Unraveling the electrocatalytic properties of non-noble metal-based nickel-cobalt-tungsten/MXene heterocomposite towards trifunctional hydrogen evolution reaction, oxygen evolution reaction, and methanol oxidation reaction

This paper proposes NiCoW@Ti₃C₂ MXene composite as a non-noble metal-based catalyst, utilizing a strong metal-support interaction strategy through a facile one-step hydrothermal approach. Through physicochemical characterizations, the well-formed heterostructure is confirmed at NiCoW/Ti₃C₂ MXene interface. Notably, electrochemical evaluations reveal that NiCoW@Ti₃C₂ (20 wt%) electrocatalyst exhibits superior activity for both oxygen evolution reaction (OER) and hydrogen evolution reaction (HER), exhibiting lower onset potentials for HER (0.107 and 0.222 V) and OER (0.244 and 0.328 V) at current densities of 100 and 300 mA/cm², surpassing values are reported by recent catalysts. The water-splitting device, utilizing the NiCoW@Ti₃C₂ (20 wt%) as a bifunctional electrode, achieves a lower voltage of 1.51 V to achieve a current density of 10 mA/cm². Density functional theory (DFT) calculations further elucidate the enhanced HER/OER activity of the hybrid NiCoW/Ti₃C₂ surface.
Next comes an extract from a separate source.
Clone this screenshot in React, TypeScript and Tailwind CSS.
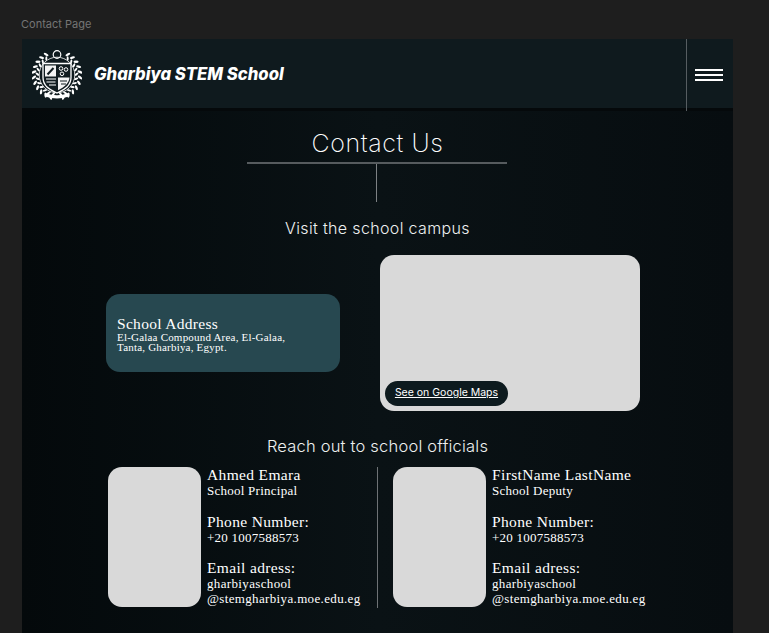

Additionally, stability is assessed using time series analysis (TSA), which accurately predicts the experimental potential (E) trends, confirming TSA's applicability for modeling the cell's electrochemical behavior. Methanol oxidation reaction (MOR) activity is also extensively explored in alkaline media, demonstrating strong electrocatalytic performance due to the synergistic effects of Ni, Co, W, and 2D MXene. These findings position NiCoW/Ti₃C₂ as a promising multifunctional catalyst for sustainable energy conversion applications.